For these transactions with Henderson Trippe, (RAMCAR paid tax at the rate of thirty per centum (30%)of the wholesale price of P4,950.00 per unit, in accordance with Section 184(a) of the National International Revenue Code. The Collector of Internal Revenue, however, ruling, after investigation, that Henderson Trippe acted merely as agent of RAMCAR, assessed and demanded of the latter of deficiency sales tax, based on 50% of the gross sales at from P5,670.00 to P6,300.00 per unit, the selling price paid by the ultimate buyers, in the total sum of P18,592.93 exclusive of the compromise penalty of P1,000.00. RAMCAR's petition for reconsideration of said assessment having been denied, the matter was appealed to the Court of Tax Appeals.

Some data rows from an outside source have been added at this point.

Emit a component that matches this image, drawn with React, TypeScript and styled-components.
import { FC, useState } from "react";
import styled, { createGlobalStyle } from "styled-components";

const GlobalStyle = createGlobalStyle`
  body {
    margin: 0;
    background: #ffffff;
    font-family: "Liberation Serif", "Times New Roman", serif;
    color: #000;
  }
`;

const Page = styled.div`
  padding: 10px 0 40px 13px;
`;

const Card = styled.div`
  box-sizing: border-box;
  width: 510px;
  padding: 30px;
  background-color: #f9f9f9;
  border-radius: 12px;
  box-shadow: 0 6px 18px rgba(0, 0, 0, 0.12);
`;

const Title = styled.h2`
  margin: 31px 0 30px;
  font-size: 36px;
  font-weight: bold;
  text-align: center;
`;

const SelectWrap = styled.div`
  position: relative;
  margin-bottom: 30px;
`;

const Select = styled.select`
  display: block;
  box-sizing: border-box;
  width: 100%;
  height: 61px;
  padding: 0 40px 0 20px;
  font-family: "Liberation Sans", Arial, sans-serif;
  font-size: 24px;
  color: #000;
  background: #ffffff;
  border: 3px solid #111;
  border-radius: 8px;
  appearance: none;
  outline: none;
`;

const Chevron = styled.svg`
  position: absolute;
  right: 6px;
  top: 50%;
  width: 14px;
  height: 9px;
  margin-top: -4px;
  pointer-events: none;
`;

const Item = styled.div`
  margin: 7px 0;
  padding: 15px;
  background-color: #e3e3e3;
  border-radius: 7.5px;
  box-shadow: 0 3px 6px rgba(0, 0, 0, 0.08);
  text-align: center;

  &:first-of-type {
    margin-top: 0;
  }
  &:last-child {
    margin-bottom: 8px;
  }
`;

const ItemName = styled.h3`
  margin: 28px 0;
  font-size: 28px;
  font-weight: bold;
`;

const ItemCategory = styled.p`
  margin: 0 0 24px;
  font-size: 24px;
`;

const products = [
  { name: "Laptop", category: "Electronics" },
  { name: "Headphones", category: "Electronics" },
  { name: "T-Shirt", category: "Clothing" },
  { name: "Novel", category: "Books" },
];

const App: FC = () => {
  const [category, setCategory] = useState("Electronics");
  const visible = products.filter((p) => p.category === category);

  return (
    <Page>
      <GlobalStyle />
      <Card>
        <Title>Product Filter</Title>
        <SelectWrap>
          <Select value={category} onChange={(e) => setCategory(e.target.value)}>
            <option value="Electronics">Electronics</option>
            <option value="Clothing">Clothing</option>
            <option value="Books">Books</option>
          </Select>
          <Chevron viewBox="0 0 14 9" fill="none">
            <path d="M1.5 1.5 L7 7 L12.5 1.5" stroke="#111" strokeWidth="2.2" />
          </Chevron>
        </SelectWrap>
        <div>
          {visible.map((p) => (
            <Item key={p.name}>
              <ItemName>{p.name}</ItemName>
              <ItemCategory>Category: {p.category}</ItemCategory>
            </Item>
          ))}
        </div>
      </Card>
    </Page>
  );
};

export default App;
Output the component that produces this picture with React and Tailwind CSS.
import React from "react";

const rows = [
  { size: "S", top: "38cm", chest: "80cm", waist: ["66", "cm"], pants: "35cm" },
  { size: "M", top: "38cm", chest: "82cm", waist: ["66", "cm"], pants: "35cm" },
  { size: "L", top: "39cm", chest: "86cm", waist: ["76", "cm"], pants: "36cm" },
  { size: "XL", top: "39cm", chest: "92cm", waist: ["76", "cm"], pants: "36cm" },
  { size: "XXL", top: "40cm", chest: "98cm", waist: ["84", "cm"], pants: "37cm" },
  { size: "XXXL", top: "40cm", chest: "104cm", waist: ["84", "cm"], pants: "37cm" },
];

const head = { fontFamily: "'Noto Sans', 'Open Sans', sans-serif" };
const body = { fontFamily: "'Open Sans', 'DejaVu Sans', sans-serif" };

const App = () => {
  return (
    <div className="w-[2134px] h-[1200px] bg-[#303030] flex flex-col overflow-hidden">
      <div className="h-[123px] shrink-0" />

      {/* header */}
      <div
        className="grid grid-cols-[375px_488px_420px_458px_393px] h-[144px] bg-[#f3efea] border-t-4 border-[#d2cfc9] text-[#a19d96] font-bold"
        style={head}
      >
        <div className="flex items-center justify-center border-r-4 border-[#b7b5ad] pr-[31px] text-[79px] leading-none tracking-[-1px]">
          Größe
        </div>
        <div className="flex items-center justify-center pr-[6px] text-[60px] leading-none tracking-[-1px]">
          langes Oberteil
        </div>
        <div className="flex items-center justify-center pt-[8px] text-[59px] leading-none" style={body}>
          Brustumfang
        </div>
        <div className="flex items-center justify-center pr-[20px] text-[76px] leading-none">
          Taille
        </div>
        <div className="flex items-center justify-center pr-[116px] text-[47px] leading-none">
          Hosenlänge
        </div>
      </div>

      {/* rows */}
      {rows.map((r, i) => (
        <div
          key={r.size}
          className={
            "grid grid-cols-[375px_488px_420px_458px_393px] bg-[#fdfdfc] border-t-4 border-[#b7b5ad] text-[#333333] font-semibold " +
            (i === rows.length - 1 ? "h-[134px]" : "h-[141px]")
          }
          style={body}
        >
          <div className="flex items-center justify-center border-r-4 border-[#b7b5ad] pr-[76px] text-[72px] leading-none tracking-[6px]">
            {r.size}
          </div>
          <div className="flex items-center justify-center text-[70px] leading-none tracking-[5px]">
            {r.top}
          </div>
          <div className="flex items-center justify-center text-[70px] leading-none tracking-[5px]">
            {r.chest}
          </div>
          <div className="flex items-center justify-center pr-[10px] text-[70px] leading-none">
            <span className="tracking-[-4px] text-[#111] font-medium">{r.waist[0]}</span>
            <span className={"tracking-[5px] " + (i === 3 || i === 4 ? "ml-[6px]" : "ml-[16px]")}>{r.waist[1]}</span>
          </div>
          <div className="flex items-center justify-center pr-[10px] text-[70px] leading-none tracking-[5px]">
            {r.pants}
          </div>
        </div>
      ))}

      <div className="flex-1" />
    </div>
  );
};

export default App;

After due hearing, the Tax Court rendered a decision, as already stated, ordering the cancellation and withdrawal of the disputed assessment, for the reason that the contract between RAMCAR and Henderson Trippe being one of sale, and not of agency as claimed by the Commissioner of Internal Revenue, the percentage sales tax due from said taxpayer should be based on the wholesale price given to Henderson Trippe and not on the buying price paid by the ultimate purchasers. It is from this decision that the Commissioner of Internal Revenue interposed this appeal by way of a petition for certiorari. Petitioner claims in this instance that the agreement between RAMCAR and Henderson Trippe, Inc., is actually one of agency and not of purchase and sale. To this end, he points to RAMCAR's failure to deliver a certain number of cars a month; the appointment of other distributors in Iloilo and Baguio City; the failure of Henderson-Trippe, to maintain a show room; the fact that although in the receipts and sales invoices the cars appeared to have been sold by Henderson-Trippe, the same were actually delivered by respondent RAMCAR direct to the ultimate buyers; that payments or deposits on account of the cars were made by the ultimate buyers direct to respondent RAMCAR; that the dates of the alleged sales by respondent to Henderson-Trippe of the cars in question are the same as the dates of the alleged sales of the same cars by Henderson-Trippe to the ultimate buyers. It is thus contended, that the percentage tax should have been imposable on the buying price of the third parties (which would be 50% thereof, said buying price being in excess of P5,000.00).1äwphï1.ñët

Even considering the foregoing contentions of petitioner, it is clear that the issue in this case hinges on the determination of the nature of the contract or agreement between RAMCAR and Henderson-Trippe. Taking into account the terms and conditions of the aforesaid contract, reproduced at the start of this opinion, and the explanation given by respondent which was satisfactory to the Tax Court, we also find no reason to disturb the ruling made therein. For instance, with respect to respondent's failure to deliver 12 cars a month, this was explained to have been caused by the imposition of controls by the Central Bank on certain importation. Non-compliance of this term of the agreement on this point was therefore due to reasons beyond the control of the parties. As to the alleged direct deliveries of the cars made by RAMCAR to the ultimate buyers, what actually occurred was that because of the inability of Henderson-Trippe to put up its own show-room after the execution of the distribution contract, the parties had a temporary arrangement by which the cars purchased by Henderson Trippe were displayed in the showroom of respondent. Consequently, the direct buyers of Henderson-Trippe had to take place for only six months. Mention was made, too, of the receipt by RAMCAR of some deposits made by the ultimate buyers. This, again, was satisfactorily explained by respondent by showing that said deposits were made in 4 of the 20 transactions involved herein, and effected under special circumstances, because the buyers happened to be friends of Mr. Ramon Caro. The fact that 2 other distributors were appointed in Iloilo and Baguio City is not a violation of the contract, because it was made in the exercise of respondent's right to withdraw from the distributor's territory any part thereof under conditions authorized by Clause 2 of the same contract hereinabove quoted. As heretofore stated, these explanations were found satisfactory by the Tax Court and insufficient to justify the conclusion that the agreement in question which is one of purchase and sale was a mere subterfuge to avoid payment of higher taxes. And, we find no valid reason to disturb such ruling.

WHEREFORE, the decision appealed from is hereby affirmed, without costs. So ordered.

Bengzon, C.J., Padilla, Bautista Angelo, Labrador, Concepcion, Reyes, J.B.L., Paredes, Dizon, Regala and Makalintal, JJ., concur.